Teremos a “geringonça” que Costa quiser

Na sua ziguezagueante estratégia de resistência e sobrevivência, e num contexto orçamental complexo, António Costa vai enviando sinais equívocos em todas as direcções.

O PS e o PSD não têm peste. Aproximam-se e distanciam-se num jogo ora delicado, ora desbragado de esgrima. Os dois partidos estão mais distantes nas sondagens, o que é uma proeza para ambos. Por um lado, o Governo não está a sofrer o desgaste da pandemia, do Serviço Nacional de Saúde ou dos layoffs e, por outro, o modelo de oposição seguido por Rui Rio nem aquece nem arrefece. O que nos dizem as sondagens é que o melhor é que as coisas continuem como estão. É este o estado da nação.

O problema é que, como diz o primeiro-ministro, as circunstâncias mudaram. E bastante. Na sua ziguezagueante estratégia de resistência e sobrevivência, e num contexto orçamental complexo, António Costa vai enviando sinais equívocos em todas as direcções. O primeiro-ministro tanto pode contar com o principal partido da oposição para aprovar um acordo suplementar e resolver num ápice a arrastada escolha do presidente do Conselho Económico e Social como é capaz, a seguir, de afastar qualquer cenário “empobrecedor” de bloco central com bastante contundência e dizer que o “PSD é o partido dos velhos do Restelo”.

Há que manter as aparências. O bloco central é quando Costa quiser e não terá de o formalizar. Rui Rio lá estará com as juras de amplo consenso e de oposição cívica e consciente.

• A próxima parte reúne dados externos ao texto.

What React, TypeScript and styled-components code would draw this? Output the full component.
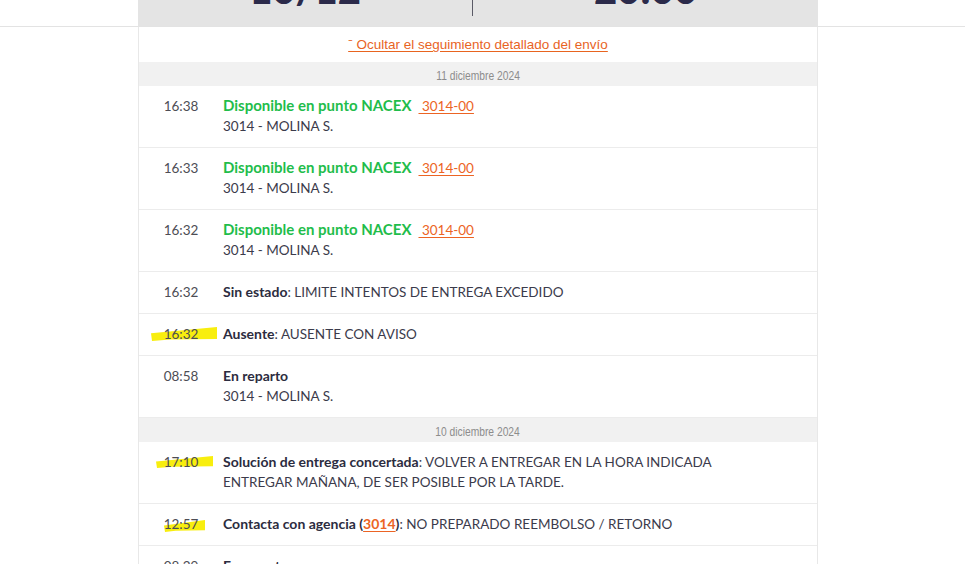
import React from "react";
import styled, { createGlobalStyle } from "styled-components";

const GlobalStyle = createGlobalStyle`
  html, body { margin: 0; padding: 0; background: #ffffff; overflow: hidden; }
  body { font-family: Lato, "Noto Sans", sans-serif; -webkit-font-smoothing: antialiased; }
`;

const Page = styled.div`
  margin-top: -40px;
`;

const TopBand = styled.div`
  border-bottom: 1px solid #e3e3e3;
  padding-right: 9px;
`;

const Summary = styled.div`
  width: 680px;
  margin: 0 auto;
  background: #e4e4e4;
  display: grid;
  grid-template-columns: 334px 1fr;
  padding-bottom: 10px;
`;

const SummaryCell = styled.div<{ $divider?: boolean }>`
  height: 56px;
  box-sizing: border-box;
  padding-top: 9px;
  text-align: center;
  border-left: ${(p) => (p.$divider ? "1px solid #5a5a66" : "none")};
  font-size: 40px;
  line-height: 40px;
  font-weight: 900;
  color: #2b2a4a;
`;

const Main = styled.div`
  padding-right: 9px;
`;

const Track = styled.div`
  width: 680px;
  margin: 0 auto;
  box-sizing: border-box;
  border-left: 1px solid #e8e8e8;
  border-right: 1px solid #e8e8e8;
`;

const ToggleRow = styled.div`
  height: 35px;
  box-sizing: border-box;
  padding-top: 6px;
  text-align: center;
  line-height: 20px;
`;

const ToggleLink = styled.a`
  font-family: "Liberation Sans", Arial, sans-serif;
  font-size: 13.5px;
  color: #e8641f;
  text-decoration: underline;
  text-underline-offset: 2px;
`;

const DateBar = styled.div`
  height: 24px;
  line-height: 24px;
  background: #f1f1f1;
  text-align: center;
`;

const DateText = styled.span`
  display: inline-block;
  font-family: "Liberation Sans", Arial, sans-serif;
  font-size: 13.5px;
  color: #8c8c8c;
  transform: scaleX(0.76);
`;

const Row = styled.div`
  display: flex;
  border-bottom: 1px solid #ececec;
  padding: 10px 0 11px;
`;

const Time = styled.div`
  position: relative;
  width: 84px;
  flex: none;
  text-align: center;
  font-size: 13.5px;
  line-height: 20px;
  color: #4d4d55;
`;

const TimeText = styled.span`
  position: relative;
  z-index: 1;
`;

const Mark = styled.svg<{ $left: number; $top: number }>`
  position: absolute;
  left: ${(p) => p.$left}px;
  top: ${(p) => p.$top}px;
  z-index: 0;
  overflow: visible;
`;

const Body = styled.div`
  flex: 1;
  padding-right: 16px;
  font-size: 13.5px;
  line-height: 20px;
  color: #3b3b4b;
`;

const Title = styled.div`
  height: 20px;
`;

const GreenTitle = styled.span`
  font-size: 15px;
  line-height: 1;
  font-weight: 700;
  color: #1fbd4b;
`;

const Label = styled.span`
  font-size: 14px;
  line-height: 1;
  font-weight: 700;
  color: #2c2c40;
`;

const CodeLink = styled.a<{ $bold?: boolean; $gap?: boolean }>`
  color: #ec6424;
  line-height: 1;
  margin-left: ${(p) => (p.$gap ? "7px" : "0")};
  text-decoration: underline;
  text-underline-offset: 2px;
  font-weight: ${(p) => (p.$bold ? 700 : 400)};
`;

const Sub = styled.div`
  height: 20px;
`;

type Highlight = { left: number; top: number; w: number; h: number };

const HighlightMark = ({ left, top, w, h }: Highlight) => (
  <Mark $left={left} $top={top} width={w} height={h} viewBox={`0 0 ${w} ${h}`}>
    <path
      d={`M1 ${h * 0.45} L${w} 0 L${w} ${h * 0.85} L${w * 0.3} ${h * 0.9} L2 ${h} Z`}
      fill="#f8ee0e"
    />
  </Mark>
);

type Event = {
  time: string;
  hl?: Highlight;
  content: React.ReactNode;
};

const nacex = (
  <>
    <Title>
      <GreenTitle>Disponible en punto NACEX</GreenTitle>
      <CodeLink $gap>&nbsp;3014-00</CodeLink>
    </Title>
    <Sub>3014 - MOLINA S.</Sub>
  </>
);

const day1: Event[] = [
  { time: "16:38", content: nacex },
  { time: "16:33", content: nacex },
  { time: "16:32", content: nacex },
  {
    time: "16:32",
    content: (
      <Title>
        <Label>Sin estado</Label>: LIMITE INTENTOS DE ENTREGA EXCEDIDO
      </Title>
    ),
  },
  {
    time: "16:32",
    hl: { left: 11, top: 3, w: 67, h: 14 },
    content: (
      <Title>
        <Label>Ausente</Label>: AUSENTE CON AVISO
      </Title>
    ),
  },
  {
    time: "08:58",
    content: (
      <>
        <Title>
          <Label>En reparto</Label>
        </Title>
        <Sub>3014 - MOLINA S.</Sub>
      </>
    ),
  },
];

const day2: Event[] = [
  {
    time: "17:10",
    hl: { left: 16, top: 4, w: 58, h: 12 },
    content: (
      <>
        <Title>
          <Label>Solución de entrega concertada</Label>: VOLVER A ENTREGAR EN LA HORA INDICADA
        </Title>
        <Sub>ENTREGAR MAÑANA, DE SER POSIBLE POR LA TARDE.</Sub>
      </>
    ),
  },
  {
    time: "12:57",
    hl: { left: 24, top: 6, w: 42, h: 12 },
    content: (
      <Title>
        <Label>
          Contacta con agencia (<CodeLink $bold>3014</CodeLink>)
        </Label>
        : NO PREPARADO REEMBOLSO / RETORNO
      </Title>
    ),
  },
  {
    time: "08:29",
    content: (
      <>
        <Title>
          <Label>En reparto</Label>
        </Title>
        <Sub>3014 - MOLINA S.</Sub>
      </>
    ),
  },
];

const EventRow = ({ ev }: { ev: Event }) => (
  <Row>
    <Time>
      {ev.hl && <HighlightMark {...ev.hl} />}
      <TimeText>{ev.time}</TimeText>
    </Time>
    <Body>{ev.content}</Body>
  </Row>
);

export default function App() {
  return (
    <Page>
      <GlobalStyle />
      <TopBand>
        <Summary>
          <SummaryCell>10/12</SummaryCell>
          <SummaryCell $divider>20:00</SummaryCell>
        </Summary>
      </TopBand>
      <Main>
        <Track>
          <ToggleRow>
            <ToggleLink>ˉ Ocultar el seguimiento detallado del envío</ToggleLink>
          </ToggleRow>
          <DateBar>
            <DateText>11 diciembre 2024</DateText>
          </DateBar>
          {day1.map((ev, i) => (
            <EventRow key={`a${i}`} ev={ev} />
          ))}
          <DateBar>
            <DateText>10 diciembre 2024</DateText>
          </DateBar>
          {day2.map((ev, i) => (
            <EventRow key={`b${i}`} ev={ev} />
          ))}
        </Track>
      </Main>
    </Page>
  );
}
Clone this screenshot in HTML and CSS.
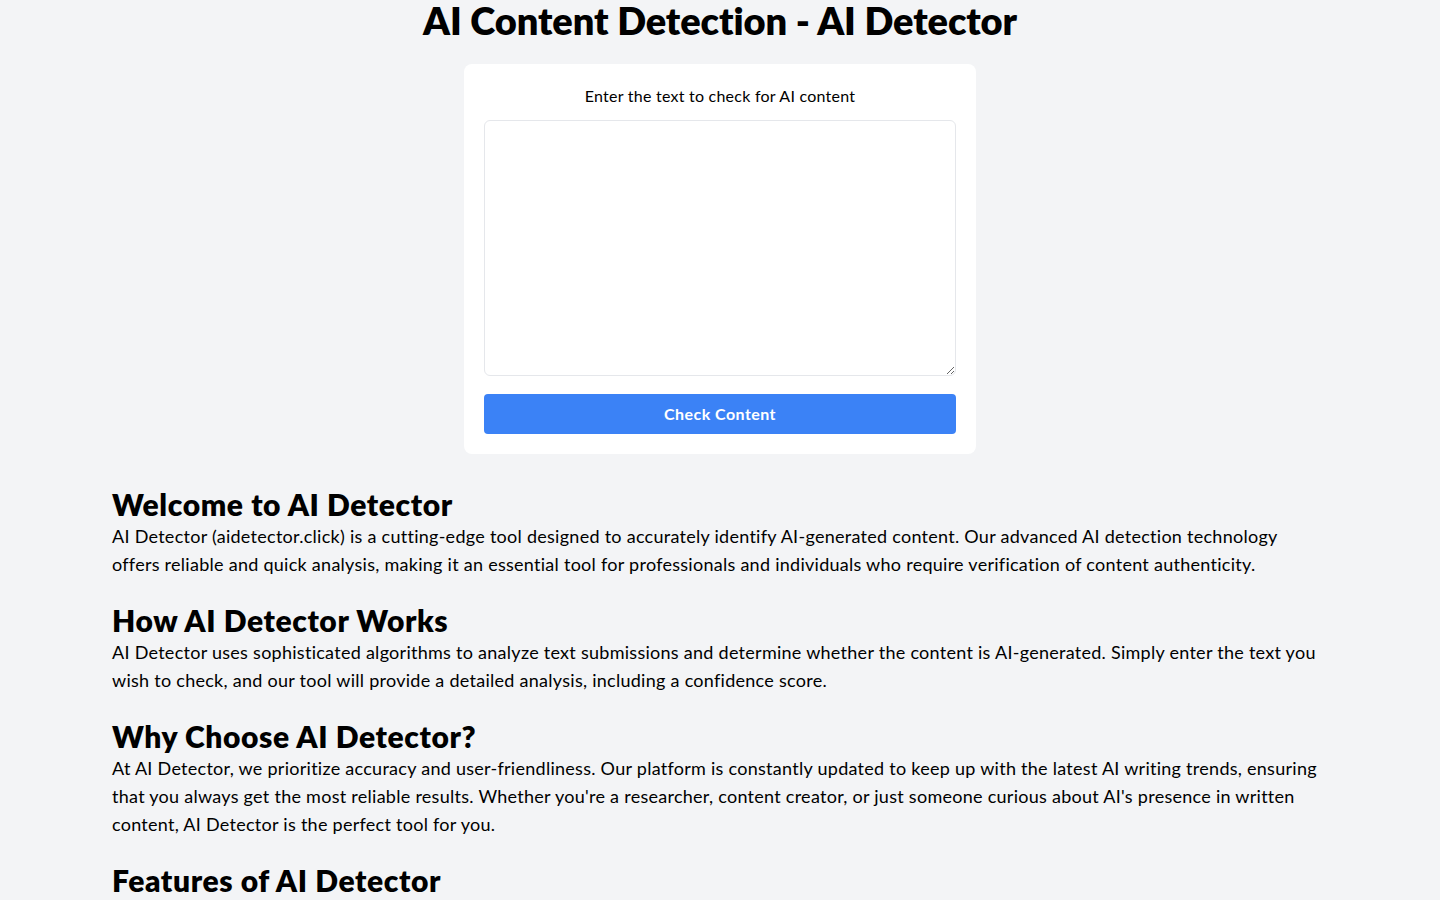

Quanto mais não seja, para concordar com a diminuição da visibilidade e escrutínio do primeiro-ministro no Parlamento, libertando-o dessa tarefa inútil, para se dedicar ao trabalho que realmente interessa.

De forma elíptica, Costa vai, ao mesmo tempo, transmitindo sinais de aproximação aos partidos de esquerda com os quais fez o acordo parlamentar que lhe assegurou uma tranquila legislatura. Neste tempo de “vacas magras”, o melhor é mesmo poder contar com todos. Para o PS, a pestilência parlamentar não tem assento à esquerda. E, para António Costa, as “vacas até podem continuar a voar”.

A pensar no Orçamento do próximo ano, o primeiro-ministro quer seduzir BE e PCP-PEV, que enjeitou após as eleições, num jogo simulado de aproximações e recuos, com promessas de reforço do serviço público e recusa de austeridade, novas políticas de habitação e combate à precariedade. E voltou a fazê-lo esta sexta-feira no Parlamento. Pode ser verdade que a maioria da população até prefira reeditar a “geringonça” com um PS mais forte, mas foi Costa quem não o quis. Se correr mal, o líder do PSD, que assumiu em Abril passado ter “latitude” para aprovar um Orçamento Suplementar e os Orçamentos dos próximos anos, pode ser a solução. Teremos a “geringonça” que Costa quiser, com quantos parceiros quiser, desde que não tenham a peste. Não é arrependimento, é equilibrismo.